A car accident can have unfortunate ripple effects throughout all aspects of your life. After an accident, you’re probably dealing with recovering from injuries and the hassle of making a claim for damages against your own insurance policy or the insurance of the person at fault for the accident. On top of everything else you have to consider in the aftermath of a car accident, wondering how you’re going to get to work or to your medical appointments following a car accident can be concerning when your car is out for time-consuming repairs.
If your car sustained significant damage in a car accident, it pays to look over the terms of your insurance coverage or that of the person at fault for the accident. Some coverage plans include the cost of a rental car while your vehicle undergoes repairs after an accident or until you’ve been reimbursed for a totaled vehicle.

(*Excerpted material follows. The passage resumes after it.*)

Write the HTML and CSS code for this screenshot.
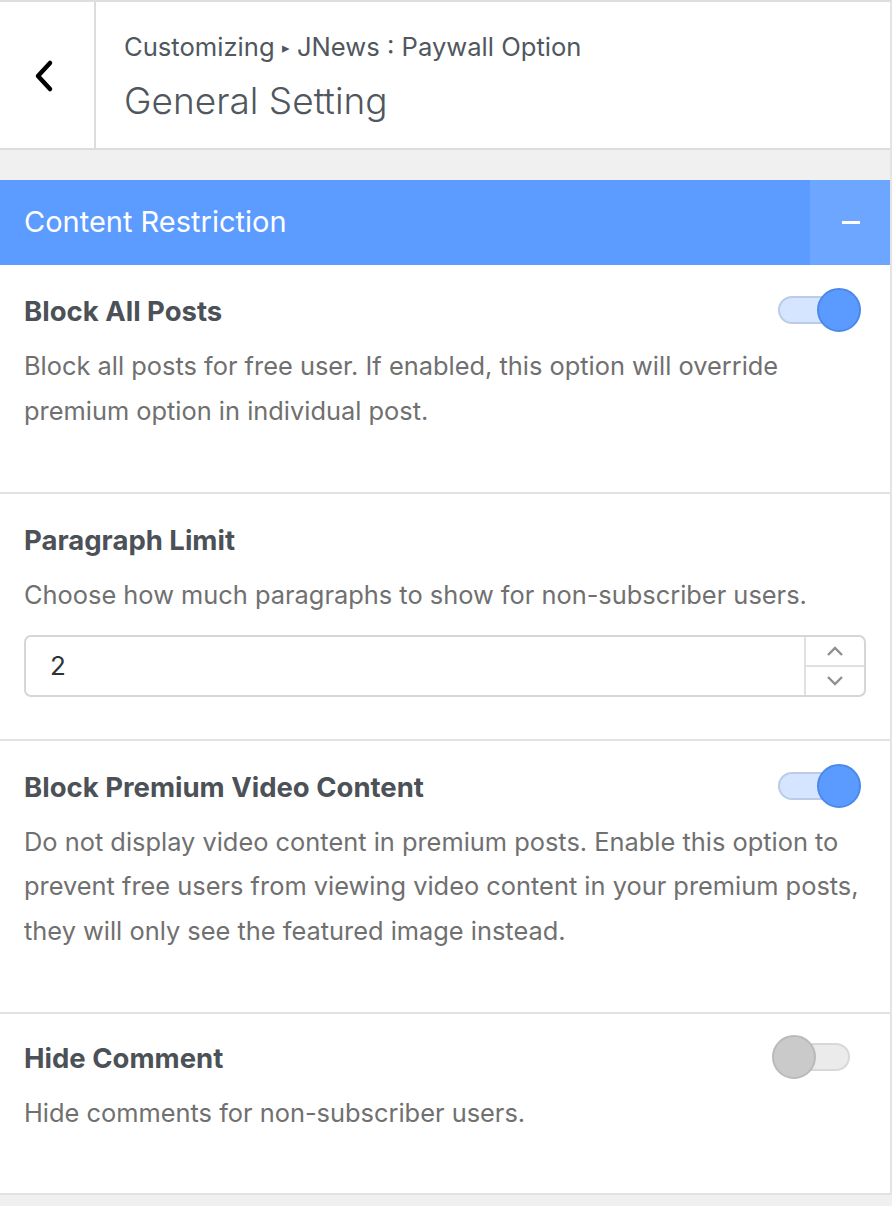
FILE: index.html
```html
<!DOCTYPE html>
<html lang="en">
<head>
<meta charset="utf-8">
<title>Customizing JNews Paywall Option</title>
<link rel="stylesheet" href="styles.css">
</head>
<body>
<div class="panel">
  <header class="head">
    <button class="back" aria-label="Back">
      <svg width="24" height="34" viewBox="0 0 24 34"><polyline points="17,4 5,17 17,30" fill="none" stroke="#000" stroke-width="4.5" stroke-linecap="round" stroke-linejoin="round"/></svg>
    </button>
    <div class="titles">
      <div class="crumb">Customizing <span class="arrow">▸</span> JNews : Paywall Option</div>
      <h1 class="title">General Setting</h1>
    </div>
  </header>
  <div class="gap"></div>
  <div class="section-bar">
    <div class="section-title">Content Restriction</div>
    <div class="collapse"><span class="minus"></span></div>
  </div>
  <div class="controls">
    <div class="control">
      <div class="control-head">
        <div class="label">Block All Posts</div>
        <div class="toggle on"><span class="track"></span><span class="knob"></span></div>
      </div>
      <p class="desc">Block all posts for free user. If enabled, this option will override premium option in individual post.</p>
    </div>
    <div class="control">
      <div class="control-head">
        <div class="label">Paragraph Limit</div>
      </div>
      <p class="desc">Choose how much paragraphs to show for non-subscriber users.</p>
      <div class="number">
        <input class="number-input" type="text" value="2">
        <div class="spin">
          <div class="spin-btn"><svg width="20" height="12" viewBox="0 0 20 12"><polyline points="3,10 10,3 17,10" fill="none" stroke="#8c8f94" stroke-width="2.4"/></svg></div>
          <div class="spin-btn down"><svg width="20" height="12" viewBox="0 0 20 12"><polyline points="3,2 10,9 17,2" fill="none" stroke="#8c8f94" stroke-width="2.4"/></svg></div>
        </div>
      </div>
    </div>
    <div class="control">
      <div class="control-head">
        <div class="label">Block Premium Video Content</div>
        <div class="toggle on"><span class="track"></span><span class="knob"></span></div>
      </div>
      <p class="desc">Do not display video content in premium posts. Enable this option to prevent free users from viewing video content in your premium posts, they will only see the featured image instead.</p>
    </div>
    <div class="control">
      <div class="control-head">
        <div class="label">Hide Comment</div>
        <div class="toggle off"><span class="track"></span><span class="knob"></span></div>
      </div>
      <p class="desc">Hide comments for non-subscriber users.</p>
    </div>
  </div>
</div>
</body>
</html>
```

FILE: styles.css
```css
* { box-sizing: border-box; }
html, body { margin: 0; padding: 0; }
body {
  background: #f0f0f1;
  font-family: Inter, "Noto Sans", "Liberation Sans", sans-serif;
  color: #50575e;
  width: 892px;
  height: 1206px;
  overflow: hidden;
}
.panel {
  width: 892px;
  border-top: 2px solid #dedede;
  border-right: 2px solid #e4e4e4;
}
.head {
  display: flex;
  height: 148px;
  background: #fff;
  border-bottom: 2px solid #dcdcde;
}
.back {
  width: 96px;
  flex: none;
  border: 0;
  border-right: 2px solid #dcdcde;
  background: #fff;
  display: flex;
  align-items: center;
  justify-content: center;
  padding: 0;
  margin: 0;
}
.back svg { margin-right: 4px; margin-top: 2px; }
.titles {
  padding: 29px 0 0 28px;
  display: flex;
  flex-direction: column;
}
.crumb {
  font-size: 25.6px;
  line-height: 32px;
  color: #50575e;
}
.arrow { font-size: 15px; vertical-align: 3px; }
.title {
  margin: 13px 0 0;
  font-size: 37px;
  line-height: 48px;
  font-weight: 300;
  color: #50575e;
}
.gap { height: 30px; }
.section-bar {
  display: flex;
  height: 85px;
  background: #5c9bff;
}
.section-title {
  flex: 1;
  padding-left: 24px;
  display: flex;
  align-items: center;
  font-size: 29px;
  color: #fff;
  padding-bottom: 2px;
}
.collapse {
  width: 80px;
  background: #6ca6ff;
  display: flex;
  align-items: center;
  justify-content: center;
}
.minus {
  width: 18px;
  height: 3px;
  background: #fff;
  margin-left: 1px;
}
.controls { background: #fff; }
.control {
  padding: 28px 24px 42px;
  border-bottom: 2px solid #e2e2e2;
}
.control:last-child { padding-top: 26px; padding-bottom: 40px; }
.control-head {
  display: flex;
  align-items: center;
  justify-content: space-between;
  height: 36px;
}
.label {
  font-size: 27.5px;
  font-weight: 700;
  color: #4b5157;
}
.toggle {
  position: relative;
  width: 88px;
  height: 44px;
  margin-right: 5px;
  margin-top: -2px;
}
.track {
  position: absolute;
  left: 5px;
  top: 8px;
  width: 73px;
  height: 28px;
  border-radius: 14px;
  border: 2px solid #bccbe6;
  background: #d6e5ff;
}
.knob {
  position: absolute;
  top: 0;
  width: 44px;
  height: 44px;
  border-radius: 50%;
  background: #5b9bff;
  border: 2px solid #4c88ea;
}
.toggle.on .knob { left: 44px; }
.toggle.off { margin-right: 6px; }
.toggle.off .track { background: #ebebeb; border-color: #d8d8d8; }
.toggle.off .knob { left: 0; background: #cacaca; border-color: #bababa; }
.desc {
  margin: 15px 0 17px;
  font-size: 25.4px;
  line-height: 44.5px;
  color: #707070;
}
.number {
  display: flex;
  height: 62px;
  margin-top: 3px;
  border: 2px solid #d6d6d6;
  border-radius: 7px;
  background: #fff;
}
.number-input {
  flex: 1;
  border: 0;
  outline: 0;
  background: transparent;
  padding: 0 0 0 24px;
  font-family: inherit;
  font-size: 26px;
  color: #2c3338;
}
.spin {
  width: 60px;
  border-left: 2px solid #e0e0e0;
  display: flex;
  flex-direction: column;
}
.spin-btn {
  flex: 1;
  display: flex;
  align-items: center;
  justify-content: center;
}
.spin-btn.down { border-top: 2px solid #e0e0e0; }
```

Car repairs after an accident can leave you without transportation just when it’s critical that you have a reliable way to get to your accident-related medical appointments and get back to work to minimize the financial impacts of the accident on your family. If you were at fault for the car accident, your insurance policy may cover the cost of a rental car while your vehicle is out for repairs.
If someone else caused the accident, they bear liability for damages through their insurance policy in at-fault insurance states like Washington. The injury victim must prove liability before filing the claim. A car accident attorney can help gather evidence from the police report, eyewitness testimony, and traffic camera video to prove liability for both property damage and personal injuries.
In many cases, the at-fault party’s insurance coverage will pay for a rental car for you throughout the time that your vehicle is out for repairs. Even a relatively mild fender-bender may leave your car with significant damage and lengthy repair jobs. A rental car helps to minimize inconvenience to you and your family while you wait.
The at-fault party in a car accident is responsible for paying for your rental car while your car is in the repair shop or while you wait for a payout or replacement vehicle if your car was totaled in the accident. If their insurance doesn’t provide this coverage, you can make a request for a rental car from your own insurance policy.
In most cases, your insurance will provide payment for a rental car of similar value to your damaged vehicle. Later, your insurance company may argue for reimbursement from the insurance company of the party at fault.
If you find that the insurance company of the party at fault for your accident covers a rental car but you don’t need one because you have a second vehicle, you can cash out the coverage for a rental by giving you a check for the approximate amount based on the daily cost of a car rental for the amount of time your car is expected to be in the repair shop.
Cashing out on this coverage can provide a substantial amount of money that can help mitigate other accident-associated losses while you await compensation for your damages.